An extensive international work has focused on trying to come to grips with these problems. Authorities and financial market participants try together to formulate and introduce international principles for well functioning supervision, so-called core principles. A component of this is how to work out more meaningful capital adequacy rules that take into consideration the nature of the banking system today. The earlier capital coverage rules were based on the financial reality that existed in 1988. An overall review has been carried out and will be presented in April. In addition to this, an attempt is also made to achieve a higher level of transparency and disclosures through reporting. Increased transparency should lead to lenders avoiding taking unsound risks, at any rate due to lack of information.
Conclusion
The recurrent crises in the financial markets clearly show that the efforts to reinforce the system involve continuous effort - and a lot remains to be done. The banks and other financial institutions in recent years have achieved a lot to improve risk management, not least with respect to the credit portfolio. However, developments in the financial sector are so rapid that neither financial institutions nor authorities can be complacent. The developments of last autumn are a striking illustration of this.

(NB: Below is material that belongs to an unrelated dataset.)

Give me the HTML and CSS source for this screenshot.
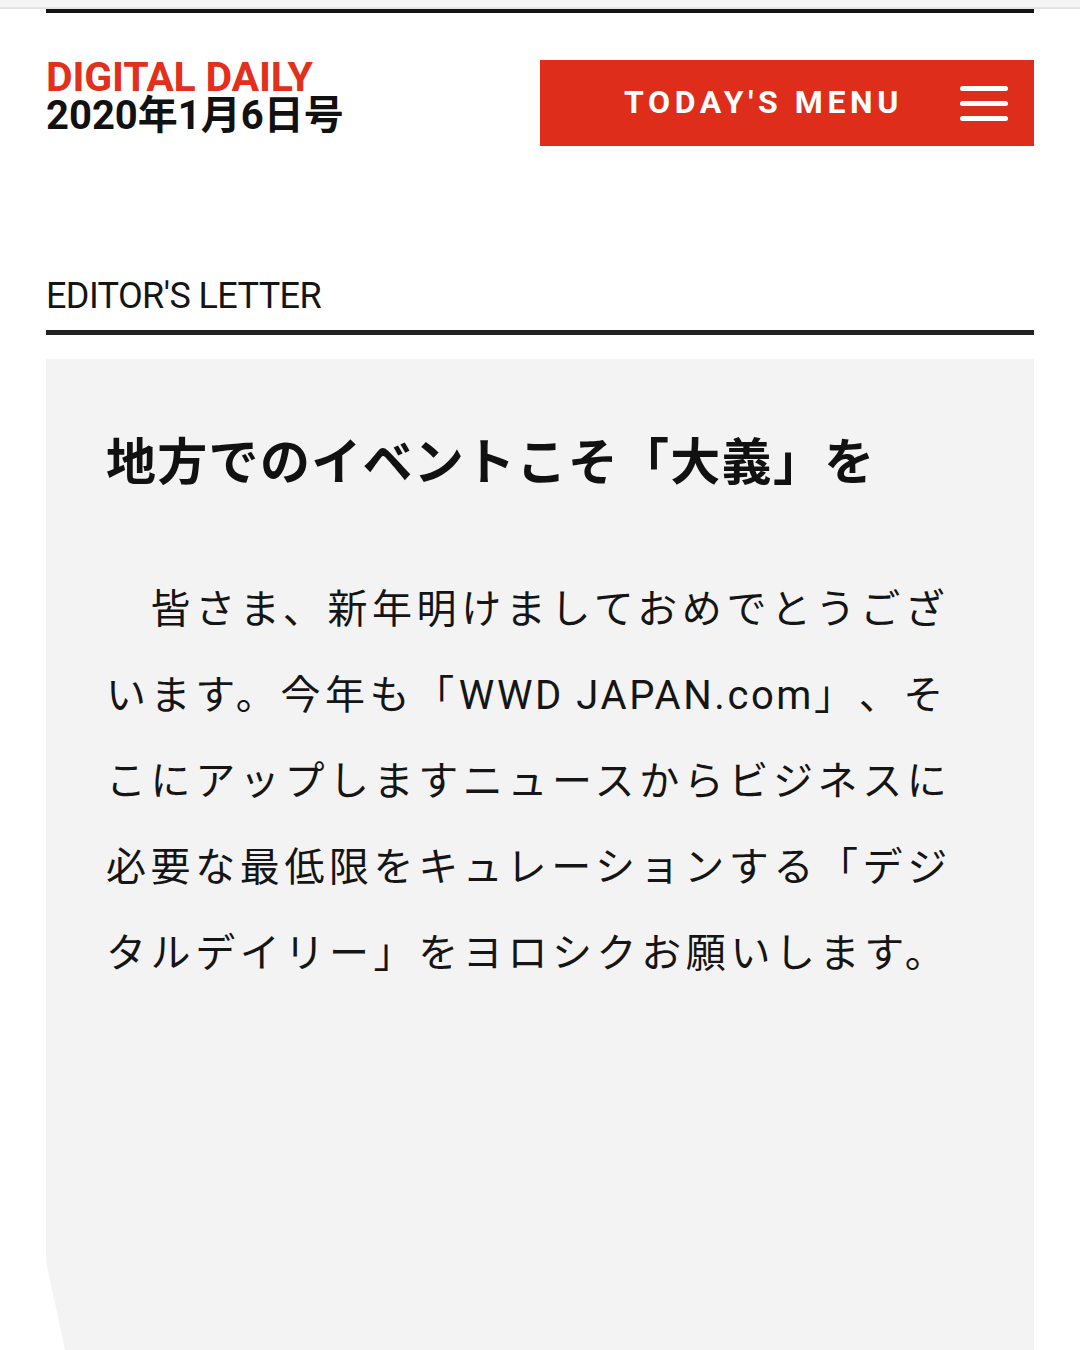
FILE: index.html
```html
<!DOCTYPE html>
<html lang="ja">
<head>
<meta charset="utf-8">
<title>DIGITAL DAILY</title>
<link rel="stylesheet" href="styles.css">
</head>
<body>
<div class="top-strip"></div>
<div class="page">
  <header class="masthead">
    <div class="issue">
      <div class="issue-brand">DIGITAL DAILY</div>
      <div class="issue-date">2020年1月6日号</div>
    </div>
    <button class="menu-btn" type="button">
      <span class="menu-label">TODAY'S MENU</span>
      <span class="burger"><i></i><i></i><i></i></span>
    </button>
  </header>

  <h2 class="section-label">EDITOR'S LETTER</h2>

  <article class="letter">
    <h1 class="letter-title">地方でのイベントこそ「大義」を</h1>
    <p class="letter-body">　皆さま、新年明けましておめでとうございます。今年も「<span class="latin">WWD JAPAN.com</span>」、そこにアップしますニュースからビジネスに必要な最低限をキュレーションする「デジタルデイリー」をヨロシクお願いします。</p>
  </article>
</div>
</body>
</html>
```
FILE: styles.css
```css
html, body {
  margin: 0;
  padding: 0;
  background: #ffffff;
}
body {
  font-family: Roboto, "Noto Sans CJK JP", sans-serif;
  color: #111;
  overflow: hidden;
}
.top-strip {
  height: 9px;
  background: linear-gradient(#f4f4f4 0, #f4f4f4 7px, #d8d8d8 8px, #e8e8e8 9px);
}
.page {
  margin: 0 46px;
  border-top: 4px solid #141414;
}
.masthead {
  display: flex;
  justify-content: space-between;
  align-items: flex-start;
  padding-top: 47px;
}
.issue-brand {
  color: #e2301d;
  font-family: Roboto, sans-serif;
  font-weight: 700;
  font-size: 41px;
  line-height: 34px;
  letter-spacing: -0.2px;
}
.issue-date {
  font-family: Roboto, "Noto Sans CJK JP", sans-serif;
  font-weight: 700;
  font-size: 40px;
  line-height: 44px;
  color: #111;
}
.menu-btn {
  width: 494px;
  height: 86px;
  border: 0;
  background: #df2d1b;
  color: #fff;
  display: flex;
  align-items: center;
  padding: 0 26px 0 84px;
  cursor: pointer;
}
.menu-label {
  font-family: Roboto, sans-serif;
  font-weight: 700;
  font-size: 32px;
  letter-spacing: 4.6px;
  margin-top: -2px;
}
.burger {
  margin-left: auto;
  display: flex;
  flex-direction: column;
  gap: 10px;
  width: 48px;
}
.burger i {
  display: block;
  height: 5px;
  background: #fff;
  border-radius: 3px;
}
.section-label {
  margin: 130px 0 0;
  font-family: Roboto, sans-serif;
  font-weight: 400;
  font-size: 36px;
  line-height: 40px;
  letter-spacing: -0.6px;
  color: #151515;
  padding-bottom: 14px;
  border-bottom: 5px solid #222;
}
.letter {
  margin-top: 24px;
  background: #f3f3f3;
  height: 1000px;
  padding: 69px 0 0 60px;
  box-sizing: border-box;
  clip-path: polygon(0 0, 100% 0, 100% 100%, 21px 100%, 0 903px);
}
.letter-title {
  margin: 0;
  font-family: "Noto Sans CJK JP", sans-serif;
  font-weight: 700;
  font-size: 50px;
  line-height: 60px;
  letter-spacing: 1.3px;
  color: #111;
}
.letter-body {
  margin: 79px 0 0;
  width: 860px;
  font-family: Roboto, "Noto Sans CJK JP", sans-serif;
  font-weight: 400;
  font-size: 40px;
  line-height: 86px;
  letter-spacing: 4.6px;
  text-spacing-trim: space-all;
  color: #151515;
}
.latin {
  letter-spacing: 2.6px;
}
```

However, we must be aware that the extensive work that is being carried out to strengthen the financial system does not imply that the system will be wholly protected from problems in future. Work must be focused on softening the effects and trying to ensure that the crises that do occur will not be so extensive and expensive for the macro economy as those we have experienced in recent years.
The aim of this work must then be to try to combine the necessary regulation and supervision of the markets with the benefits that a well-developed financial system can provide. For various reasons, special regulation and supervision of financial companies is required. However, this must take place in such a way as not to suffocate the development potential that can contribute to greater prosperity in the world economy.